All of the features that make it great for writing high-concurrency web applications would make it painful for writing tabular data processing, array manipulation & linear algebra, and plotting.

Nim seems a lot more practical; it's easy to bind to existing data science libraries, and you can use the macro system to build more expressive DSLs. That said, since Julia already does pretty much anything I would need to do (and will hopefully one day have a fast start up times and/or AOT compilation), I'm not sure why you would want to use Nim either. Maybe use it to write some kind of "mid-level" library code that binds to something like Torch, which you could then use from an even higher-level interactive language.

Apart from the incumbents -- Julia, Python (grandfathered in + you can use Hy/Hissp/Coconut), and R -- maybe you could have a good time doing data science in Common Lisp or Racket. Again: good CFFI story, macros for expressive DSLs, flexibility to run in interpreted and compiled modes, dynamic/gradual typing for easy iteration, etc.

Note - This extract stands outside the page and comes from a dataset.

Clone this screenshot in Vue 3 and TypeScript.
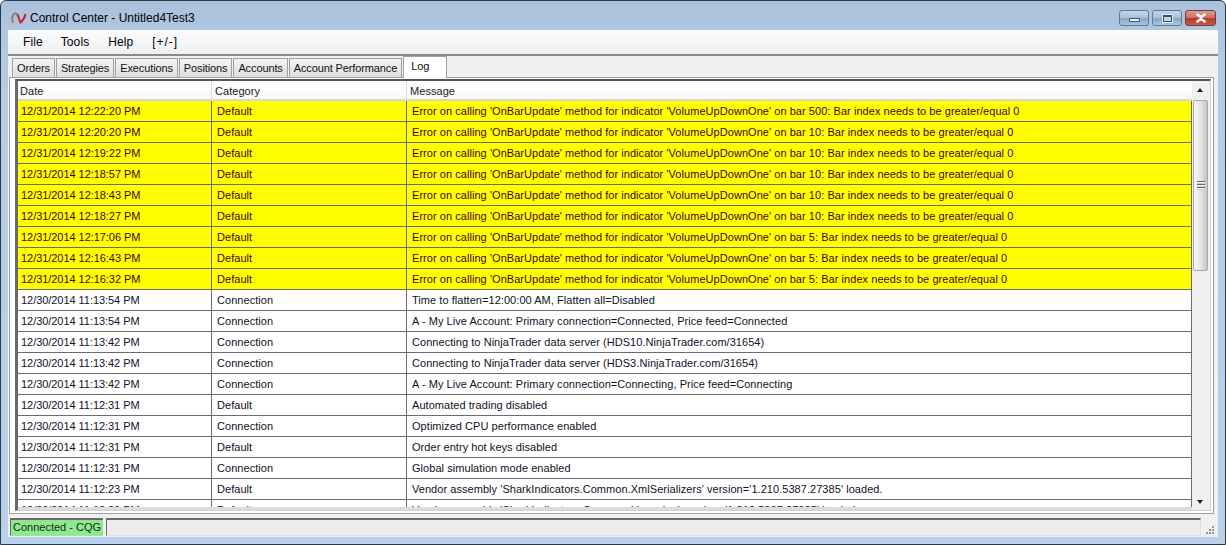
<script setup lang="ts">
interface LogRow {
  date: string;
  category: string;
  message: string;
  error?: boolean;
}

const menus = ['File', 'Tools', 'Help', '[+/-]'];
const tabs = ['Orders', 'Strategies', 'Executions', 'Positions', 'Accounts', 'Account Performance', 'Log'];

const errorRow = (time: string, bar: number): LogRow => ({
  date: `12/31/2014 ${time} PM`,
  category: 'Default',
  message: `Error on calling 'OnBarUpdate' method for indicator 'VolumeUpDownOne' on bar ${bar}: Bar index needs to be greater/equal 0`,
  error: true,
});

const infoRow = (time: string, category: string, message: string): LogRow => ({
  date: `12/30/2014 ${time} PM`,
  category,
  message,
});

const rows: LogRow[] = [
  errorRow('12:22:20', 500),
  errorRow('12:20:20', 10),
  errorRow('12:19:22', 10),
  errorRow('12:18:57', 10),
  errorRow('12:18:43', 10),
  errorRow('12:18:27', 10),
  errorRow('12:17:06', 5),
  errorRow('12:16:43', 5),
  errorRow('12:16:32', 5),
  infoRow('11:13:54', 'Connection', 'Time to flatten=12:00:00 AM, Flatten all=Disabled'),
  infoRow('11:13:54', 'Connection', 'A - My Live Account: Primary connection=Connected, Price feed=Connected'),
  infoRow('11:13:42', 'Connection', 'Connecting to NinjaTrader data server (HDS10.NinjaTrader.com/31654)'),
  infoRow('11:13:42', 'Connection', 'Connecting to NinjaTrader data server (HDS3.NinjaTrader.com/31654)'),
  infoRow('11:13:42', 'Connection', 'A - My Live Account: Primary connection=Connecting, Price feed=Connecting'),
  infoRow('11:12:31', 'Default', 'Automated trading disabled'),
  infoRow('11:12:31', 'Connection', 'Optimized CPU performance enabled'),
  infoRow('11:12:31', 'Default', 'Order entry hot keys disabled'),
  infoRow('11:12:31', 'Connection', 'Global simulation mode enabled'),
  infoRow('11:12:23', 'Default', "Vendor assembly 'SharkIndicators.Common.XmlSerializers' version='1.210.5387.27385' loaded."),
  infoRow('11:12:20', 'Default', "Vendor assembly 'SharkIndicators.Common.Licensing' version='1.210.5387.27385' loaded."),
];
</script>

<template>
  <div class="window">
    <!-- Barre de titre -->
    <div class="titlebar">
      <svg class="app-icon" width="16" height="12" viewBox="0 0 16 12">
        <path d="M2 11C.5 7 1.5 1.5 4.5 1.5 6 1.5 7 3 7.5 5" fill="none" stroke="#8a8080" stroke-width="2" />
        <path d="M6.5 2.5 9.5 10.5C11.5 9 13.5 6 14.5 2" fill="none" stroke="#c8222a" stroke-width="2" />
      </svg>
      <span class="title">Control Center - Untitled4Test3</span>
      <div class="controls">
        <div class="ctl">
          <span class="glyph-min"></span>
        </div>
        <div class="ctl">
          <span class="glyph-max"></span>
        </div>
        <div class="ctl ctl-close">
          <svg width="14" height="10" viewBox="0 0 14 10">
            <path d="M2.5 1 7 4 11.5 1 M2.5 9 7 6 11.5 9" fill="none" stroke="#fff" stroke-width="2.6" />
          </svg>
        </div>
      </div>
    </div>

    <div class="client">
      <nav class="menubar">
        <span v-for="m in menus" :key="m" class="menu-item">{{ m }}</span>
      </nav>

      <div class="tabstrip">
        <span v-for="t in tabs" :key="t" class="tab" :class="{ active: t === 'Log' }">{{ t }}</span>
      </div>

      <div class="panel">
        <div class="grid">
          <div class="grid-body">
            <div class="head">
              <div class="hcell c-date">Date</div>
              <div class="hcell c-cat">Category</div>
              <div class="hcell c-msg">Message</div>
            </div>
            <div class="rows">
              <div v-for="(r, i) in rows" :key="i" class="row" :class="{ error: r.error }">
                <div class="cell c-date">{{ r.date }}</div>
                <div class="cell c-cat">{{ r.category }}</div>
                <div class="cell c-msg">{{ r.message }}</div>
              </div>
            </div>
          </div>

          <div class="scrollbar">
            <div class="arrow up"></div>
            <div class="thumb"></div>
            <div class="track"></div>
            <div class="arrow down"></div>
          </div>
        </div>
      </div>

      <div class="statusbar">
        <div class="status-conn">Connected - CQG</div>
        <div class="status-fill"></div>
        <svg class="grip" width="12" height="12" viewBox="0 0 12 12" fill="#9a9a9a">
          <rect x="8" y="2" width="2" height="2" />
          <rect x="5" y="5" width="2" height="2" />
          <rect x="8" y="5" width="2" height="2" />
          <rect x="2" y="8" width="2" height="2" />
          <rect x="5" y="8" width="2" height="2" />
          <rect x="8" y="8" width="2" height="2" />
        </svg>
      </div>
    </div>
  </div>
</template>

<style>
html,
body {
  margin: 0;
  background: #fff;
  overflow: hidden;
}
</style>

<style scoped>
.window {
  width: 1226px;
  height: 545px;
  box-sizing: border-box;
  padding: 0 7px 7px;
  display: flex;
  flex-direction: column;
  background: linear-gradient(to bottom, #a9c2dc 0, #b4cbe3 60px, #b9d1ea 100%);
  border: 1px solid #2b3a46;
  border-radius: 6px 6px 0 0;
  font-family: "Liberation Sans", Arial, sans-serif;
  font-size: 11px;
  color: #000;
  overflow: hidden;
}

/* Barre de titre */
.titlebar {
  height: 29px;
  flex: none;
  box-sizing: border-box;
  display: flex;
  align-items: center;
  padding: 5px 2px 0 3px;
}

.app-icon {
  margin-right: 3px;
}

.title {
  font-size: 12px;
  color: #000;
}

.controls {
  margin-left: auto;
  display: flex;
  gap: 3px;
}

.ctl {
  width: 28px;
  height: 14px;
  border: 1px solid #5f7a96;
  border-radius: 3px;
  display: flex;
  align-items: center;
  justify-content: center;
  background: linear-gradient(to bottom, #c4d6e8 0, #a9c0d8 50%, #8ba6c2 52%, #a9c4de 100%);
}

.ctl-close {
  width: 29px;
  border-color: #7a3a35;
  background: linear-gradient(to bottom, #dc9a90 0, #cc6d60 50%, #b33a2c 52%, #c25a4c 100%);
}

.glyph-min {
  width: 9px;
  height: 2px;
  background: #e8eef4;
  border: 1px solid #4a5a6c;
  margin-top: 4px;
}

.glyph-max {
  width: 7px;
  height: 4px;
  border: 1px solid #3e4e60;
  border-width: 2px 1px 1px;
  background: #c7d6e6;
  outline: 1px solid #e8eef4;
}

.client {
  flex: 1;
  min-height: 0;
  display: flex;
  flex-direction: column;
  background: #f0f0f0;
}

.menubar {
  height: 24px;
  flex: none;
  display: flex;
  align-items: center;
  padding-left: 15px;
  gap: 18px;
  background: linear-gradient(to bottom, #fcfcfd, #eef0f3);
}

.menu-item {
  font-size: 12px;
  letter-spacing: 0.1px;
}

.menu-item:nth-child(3) {
  margin-left: 1px;
}

.menu-item:last-child {
  margin-left: 1px;
  letter-spacing: 0.9px;
}

.tabstrip {
  height: 23px;
  flex: none;
  box-sizing: border-box;
  display: flex;
  align-items: flex-end;
  padding-left: 4px;
  gap: 1px;
  border-top: 2px solid #8b8b8b;
  background: #f0f0f0;
}

.tab {
  height: 19px;
  box-sizing: border-box;
  line-height: 18px;
  padding: 0 4px;
  border: 1px solid #a0a0a0;
  border-bottom: none;
  background: linear-gradient(to bottom, #f4f4f4, #dedede);
  font-size: 11px;
  color: #111;
  letter-spacing: -0.12px;
}

.tab.active {
  height: 22px;
  margin-bottom: -1px;
  line-height: 19px;
  padding: 0 17px 0 7px;
  background: #fff;
  position: relative;
  z-index: 1;
}

.panel {
  flex: 1;
  min-height: 0;
  margin: 0 4px 0 1px;
  padding: 1px 2px 2px 5px;
  border: 1px solid #a0a0a0;
  background: #fff;
  display: flex;
}

.grid {
  flex: 1;
  min-width: 0;
  display: flex;
  border: 1px solid #d0d0d0;
  border-top: 2px solid #555;
  border-left: 3px solid #696969;
  background: #fff;
}

.grid-body {
  flex: 1;
  min-width: 0;
  display: flex;
  flex-direction: column;
  overflow: hidden;
  border-bottom: 3px solid #dcdcdc;
}

.head {
  height: 18px;
  flex: none;
  display: flex;
  background: linear-gradient(to bottom, #fff 0, #f7f8fa 100%);
  border-bottom: 2px solid #d6d6d6;
}

.hcell {
  box-sizing: border-box;
  line-height: 19px;
  padding-left: 3px;
  padding-top: 1px;
  border-right: 1px solid #dcdcdc;
  font-size: 11px;
  letter-spacing: 0.05px;
  color: #1b1b1b;
}

.hcell.c-date {
  padding-left: 2px;
}

.c-date {
  width: 194px;
  flex: none;
}

.c-cat {
  width: 195px;
  flex: none;
}

.c-msg {
  flex: 1;
  min-width: 0;
}

.hcell.c-msg {
  border-right: none;
}

.rows {
  flex: 1;
  min-height: 0;
  overflow: hidden;
}

.row {
  height: 21px;
  box-sizing: border-box;
  display: flex;
  border-bottom: 1px solid #6b6b6b;
  border-right: 1px solid #6b6b6b;
  background: #fff;
  color: #101028;
}

.row.error {
  background: #ffff00;
  color: #4a0000;
}

.cell {
  box-sizing: border-box;
  padding-left: 5px;
  line-height: 20px;
  border-right: 1px solid #6b6b6b;
  white-space: nowrap;
  overflow: hidden;
  font-size: 11px;
  letter-spacing: 0.05px;
}

.cell.c-date {
  padding-left: 3px;
  letter-spacing: -0.05px;
}

.cell.c-msg {
  border-right: none;
}

.scrollbar {
  width: 18px;
  flex: none;
  display: flex;
  flex-direction: column;
  background: #efefef;
}

.arrow {
  height: 19px;
  flex: none;
  position: relative;
}

.arrow::after {
  content: "";
  position: absolute;
  left: 5px;
  width: 0;
  height: 0;
  border-left: 3.5px solid transparent;
  border-right: 3.5px solid transparent;
}

.arrow.up::after {
  top: 7px;
  border-bottom: 4px solid #222;
}

.arrow.down::after {
  bottom: 6px;
  border-top: 4px solid #222;
}

.thumb {
  height: 171px;
  flex: none;
  margin: 0 2px 0 1px;
  box-sizing: border-box;
  border: 1px solid #a8a8a8;
  border-radius: 2px;
  background: linear-gradient(to right, #f6f6f6, #e4e4e4 50%, #c4c4c4);
  position: relative;
}

/* Stries de la poignée */
.thumb::after {
  content: "";
  position: absolute;
  left: 3px;
  right: 2px;
  top: 80px;
  height: 9px;
  background: repeating-linear-gradient(to bottom, #666 0 1px, #f4f4f4 1px 2px, #cfcfcf 2px 3px);
}

.track {
  flex: 1;
}

.statusbar {
  height: 23px;
  flex: none;
  box-sizing: border-box;
  display: flex;
  align-items: stretch;
  padding: 4px 0 1px 2px;
  gap: 3px;
  background: #f0f0f0;
}

.status-conn {
  box-sizing: border-box;
  width: 93px;
  padding-left: 2px;
  line-height: 15px;
  white-space: nowrap;
  overflow: hidden;
  background: #8fe88f;
  border-top: 2px solid #6a6a6a;
  border-left: 1px solid #6a6a6a;
  border-bottom: 1px solid #90ee90;
  font-size: 11px;
  color: #123012;
}

.status-fill {
  flex: 1;
  border-top: 2px solid #6a6a6a;
  border-left: 1px solid #6a6a6a;
  border-right: 1px solid #e0e0e0;
  border-bottom: 1px solid #e0e0e0;
  background: #efecec;
}

.grip {
  align-self: flex-end;
  margin: 0 2px 0 0;
}
</style>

Hell, I would sooner take Lua for data science over Go.

That said, I am an "Arrow maximalist", because the beauty of it is that you should be able to use data frames even in Go if you really want to, without reinventing the CSV parsing and memory layout wheels.

1 comments

> data science in Common Lisp or Racket

Similarly, Chibi or Gambit Scheme.

> I would sooner take Lua for data science

Which provides for a low level language like Terra or a Lisp via Fennel or Urn.

Incidentally, Lua has DS history, as it was used by Yann LeCunn for torch, which was a Lua library.

There were a whole bunch of goodies in the surrounding ecosystem, as I recall.

Then Yann got acquired by FB, and it all got re-written in Python (hence pytorch, as opposed to torch which was in Lua).